Future Prospects for Bhushan Power and the Industry

BPSL’s liquidation is likely to attract new buyers, although the asset’s valuation and condition may have deteriorated over years of uncertainty and legal limbo. Some analysts suggest that public sector steelmakers or international players may now express renewed interest.

However, the process will be time-consuming and complex, involving multiple stakeholders and legal approvals. The impact on India’s broader steel and banking sectors could be significant, especially for creditors who have already made provisions for haircuts on their exposure to BPSL.


Key Takeaways from the Supreme Court Ruling

  • The IBC must be followed to the letter. Creative financial structuring, even if well-intentioned, is not permissible unless explicitly allowed under the law.

  • Time-bound implementation is non-negotiable. Delays—whether due to litigation or administrative hurdles—cannot be used as justification for extending timelines indefinitely.

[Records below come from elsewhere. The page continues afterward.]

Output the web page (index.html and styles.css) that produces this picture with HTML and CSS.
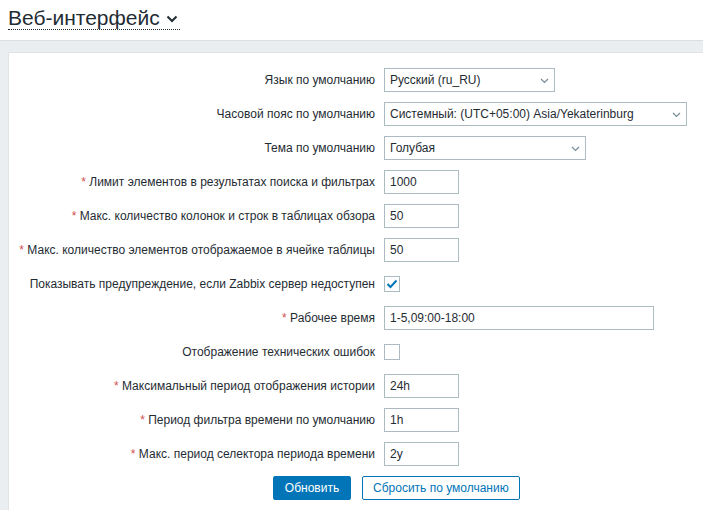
FILE: index.html
```html
<!DOCTYPE html>
<html lang="ru">
<head>
<meta charset="utf-8">
<title>Веб-интерфейс</title>
<link rel="stylesheet" href="styles.css">
</head>
<body>
<header class="page-header">
  <h1 class="title">
    <span class="title-text">Веб-интерфейс</span>
    <svg class="title-chevron" width="12" height="8" viewBox="0 0 12 8" aria-hidden="true"><polyline points="1.5,1.5 6,6 10.5,1.5" fill="none" stroke="#1f2c33" stroke-width="2"/></svg>
  </h1>
</header>
<main class="wrapper">
  <div class="panel">
    <form class="form-grid">
      <label class="lbl">Язык по умолчанию</label>
      <div class="field"><div class="select w-lang"><span>Русский (ru_RU)</span><svg class="arrow" width="9" height="6" viewBox="0 0 9 6"><polyline points="1,1 4.5,4.5 8,1" fill="none" stroke="#768d99" stroke-width="1.2"/></svg></div></div>

      <label class="lbl">Часовой пояс по умолчанию</label>
      <div class="field"><div class="select w-tz"><span>Системный: (UTC+05:00) Asia/Yekaterinburg</span><svg class="arrow" width="9" height="6" viewBox="0 0 9 6"><polyline points="1,1 4.5,4.5 8,1" fill="none" stroke="#768d99" stroke-width="1.2"/></svg></div></div>

      <label class="lbl">Тема по умолчанию</label>
      <div class="field"><div class="select w-theme"><span>Голубая</span><svg class="arrow" width="9" height="6" viewBox="0 0 9 6"><polyline points="1,1 4.5,4.5 8,1" fill="none" stroke="#768d99" stroke-width="1.2"/></svg></div></div>

      <label class="lbl"><span class="req">*</span> Лимит элементов в результатах поиска и фильтрах</label>
      <div class="field"><div class="input w-num">1000</div></div>

      <label class="lbl"><span class="req">*</span> Макс. количество колонок и строк в таблицах обзора</label>
      <div class="field"><div class="input w-num">50</div></div>

      <label class="lbl"><span class="req">*</span> Макс. количество элементов отображаемое в ячейке таблицы</label>
      <div class="field"><div class="input w-num">50</div></div>

      <label class="lbl">Показывать предупреждение, если Zabbix сервер недоступен</label>
      <div class="field"><div class="checkbox"><svg width="14" height="14" viewBox="0 0 14 14"><polyline points="2.5,7 5.5,10 11.5,3.5" fill="none" stroke="#0275b8" stroke-width="2"/></svg></div></div>

      <label class="lbl"><span class="req">*</span> Рабочее время</label>
      <div class="field"><div class="input w-wide">1-5,09:00-18:00</div></div>

      <label class="lbl">Отображение технических ошибок</label>
      <div class="field"><div class="checkbox"></div></div>

      <label class="lbl"><span class="req">*</span> Максимальный период отображения истории</label>
      <div class="field"><div class="input w-num">24h</div></div>

      <label class="lbl"><span class="req">*</span> Период фильтра времени по умолчанию</label>
      <div class="field"><div class="input w-num">1h</div></div>

      <label class="lbl"><span class="req">*</span> Макс. период селектора периода времени</label>
      <div class="field"><div class="input w-num">2y</div></div>

      <div class="buttons">
        <button type="button" class="btn btn-primary">Обновить</button>
        <button type="button" class="btn btn-alt">Сбросить по умолчанию</button>
      </div>
    </form>
  </div>
</main>
</body>
</html>
```
FILE: styles.css
```css
html, body {
  margin: 0;
  padding: 0;
  height: 100%;
  overflow: hidden;
  background: #fff;
  font-family: "Liberation Sans", Arial, sans-serif;
  font-size: 12px;
  color: #1f2c33;
}

.page-header {
  height: 40px;
  padding: 0 8px;
}

.title {
  margin: 0;
  padding-top: 6px;
  display: inline-flex;
  align-items: center;
  font-size: 21px;
  font-weight: normal;
  line-height: 23px;
  border-bottom: 1px dotted #1f2c33;
}

.title-chevron {
  margin-left: 6px;
  margin-right: 2px;
  margin-top: 2px;
}

.wrapper {
  border-top: 1px solid #d9dee1;
  background: #ebeef0;
  padding: 11px 0 0 8px;
  height: calc(100% - 40px);
  box-sizing: border-box;
}

.panel {
  background: #fff;
  border-top: 1px solid #dfe4e7;
  border-left: 1px solid #dfe4e7;
  height: 100%;
  padding-top: 15px;
  box-sizing: border-box;
}

.form-grid {
  display: grid;
  grid-template-columns: 366px 1fr;
  column-gap: 9px;
  row-gap: 10px;
  grid-auto-rows: 24px;
}

.lbl {
  text-align: right;
  line-height: 24px;
  white-space: nowrap;
}

.req {
  color: #d64e4e;
}

.field {
  display: flex;
  align-items: center;
}

.input, .select {
  box-sizing: border-box;
  height: 24px;
  border: 1px solid #acbbc2;
  background: #fff;
  padding: 0 5px;
  line-height: 22px;
  color: #1f2c33;
}

.select {
  display: flex;
  align-items: center;
  justify-content: space-between;
  padding-right: 5px;
}

.arrow {
  flex: none;
  margin-top: 1px;
}

.w-lang { width: 171px; }
.w-tz { width: 303px; }
.w-theme { width: 202px; }
.w-num { width: 75px; }
.w-wide { width: 270px; }

.checkbox {
  box-sizing: border-box;
  width: 16px;
  height: 16px;
  border: 1px solid #acbbc2;
  background: #fff;
  display: flex;
  align-items: center;
  justify-content: center;
}

.buttons {
  grid-column: 1 / -1;
  display: flex;
  gap: 11px;
  padding-left: 264px;
}

.btn {
  box-sizing: border-box;
  height: 24px;
  padding: 0 10px;
  border: 1px solid #0275b8;
  border-radius: 2px;
  font-family: "Liberation Sans", Arial, sans-serif;
  font-size: 12px;
  line-height: 22px;
  white-space: nowrap;
  cursor: pointer;
}

.btn-primary {
  background: #0275b8;
  color: #fff;
  min-width: 78px;
}

.btn-alt {
  background: #fff;
  color: #0275b8;
}
```
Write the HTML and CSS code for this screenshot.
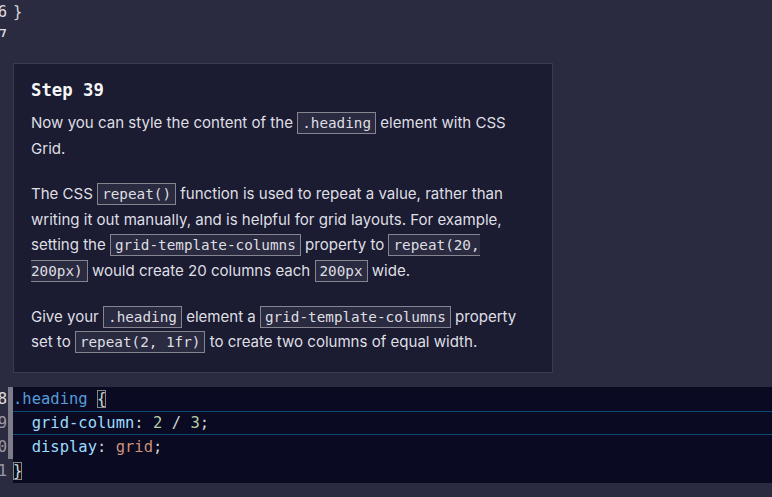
FILE: index.html
```html
<!DOCTYPE html>
<html lang="en">
<head>
<meta charset="utf-8">
<title>Step 39</title>
<link rel="stylesheet" href="styles.css">
</head>
<body>
<div class="editor-top">
  <div class="line"><span class="ln">36</span><span class="gut"></span><span class="code"><span class="p">}</span></span></div>
  <div class="line"><span class="ln">37</span><span class="gut"></span><span class="code"></span></div>
</div>

<section class="card">
  <h2 class="step">Step 39</h2>
  <p>Now you can style the content of the <code>.heading</code> element with CSS Grid.</p>
  <p>The CSS <code>repeat()</code> function is used to repeat a value, rather than writing it out manually, and is helpful for grid layouts. For example, setting the <code>grid-template-columns</code> property to <code>repeat(20, 200px)</code> would create 20 columns each <code>200px</code> wide.</p>
  <p>Give your <code>.heading</code> element a <code>grid-template-columns</code> property set to <code>repeat(2, 1fr)</code> to create two columns of equal width.</p>
</section>

<div class="editor-region">
  <div class="line"><span class="ln active">38</span><span class="gut mark"></span><span class="code"><span class="sel">.heading</span> <span class="p bm">{</span></span></div>
  <div class="line current"><span class="ln">39</span><span class="gut mark"></span><span class="code">  <span class="prop">grid-column</span><span class="p">:</span> <span class="num">2</span> <span class="p">/</span> <span class="num">3</span><span class="p">;</span></span></div>
  <div class="line"><span class="ln">40</span><span class="gut mark"></span><span class="code">  <span class="prop">display</span><span class="p">:</span> <span class="str">grid</span><span class="p">;</span></span></div>
  <div class="line"><span class="ln">41</span><span class="gut"></span><span class="code"><span class="p bm">}</span></span></div>
</div>
</body>
</html>
```

FILE: styles.css
```css
html, body {
  margin: 0;
  padding: 0;
}

body {
  background: #2a2a40;
  width: 772px;
  height: 497px;
  overflow: hidden;
  font-family: "DejaVu Sans Mono", monospace;
}

.line {
  display: flex;
  height: 24px;
  line-height: 24px;
  font-family: "DejaVu Sans Mono", monospace;
  font-size: 15.5px;
  white-space: pre;
}

.ln {
  width: 40px;
  margin-left: -33px;
  padding-right: 1px;
  text-align: right;
  color: #9a9aa6;
  flex: none;
}

.ln.active {
  color: #dfdfe2;
}

.editor-top .ln {
  color: #dfdfe2;
}

.gut {
  width: 5px;
  flex: none;
}

.gut.mark {
  background: #7c7c8a;
}

.code {
  flex: 1;
  color: #d4d4d4;
}

.editor-top {
  height: 37px;
  overflow: hidden;
}

.editor-top .code {
  color: #dfdfe2;
}

.editor-region {
  margin-top: 14px;
}

.editor-region .code {
  background: #0a0a23;
}

.line.current .code {
  box-shadow: inset 0 1px 0 #0b4a72, inset 0 -1px 0 #0b4a72;
}

.sel { color: #569cd6; }
.prop { color: #9cdcfe; }
.num { color: #b5cea8; }
.str { color: #ce9178; }
.p { color: #d4d4d4; }

.bm {
  outline: 1px solid #888888;
  outline-offset: -1px;
  background: rgba(0, 100, 0, 0.1);
}

.card {
  margin: 26px 0 0 13px;
  width: 505px;
  padding: 10px 16px 17px 17px;
  background: #1b1b32;
  border: 1px solid #3b3b4f;
  color: #dfdfe2;
  font-family: Inter, "Noto Sans", sans-serif;
  font-size: 15.05px;
}

.step {
  margin: 0 0 4px;
  font-family: "DejaVu Sans Mono", monospace;
  font-size: 17.3px;
  font-weight: bold;
  line-height: 32px;
  color: #f5f6f7;
}

.card p {
  margin: 0 0 20px;
  line-height: 25.6px;
}

.card p:last-child {
  margin-bottom: 0;
}

code {
  font-family: "DejaVu Sans Mono", monospace;
  font-size: 14.3px;
  line-height: 1;
  padding: 2px 4px;
  background: #2a2a40;
  border: 1px solid #858591;
  color: #dfdfe2;
}
```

  • Creditors' approval alone is insufficient if the plan violates the core principles of insolvency law.


Conclusion

The Supreme Court’s ruling to strike down JSW Steel’s ₹19,700 crore resolution plan for Bhushan Power and Steel is a milestone moment for India’s insolvency regime. It reflects judicial commitment to the integrity of the IBC and sets a precedent that could influence future resolution strategies across industries.

While the decision brings temporary disruption and uncertainty, it also lays the foundation for a more disciplined and transparent insolvency process. For JSW Steel, BPSL, and the financial ecosystem at large, this verdict is a powerful reminder that legal compliance and procedural accuracy are non-negotiable—even in the pursuit of billion-dollar acquisitions.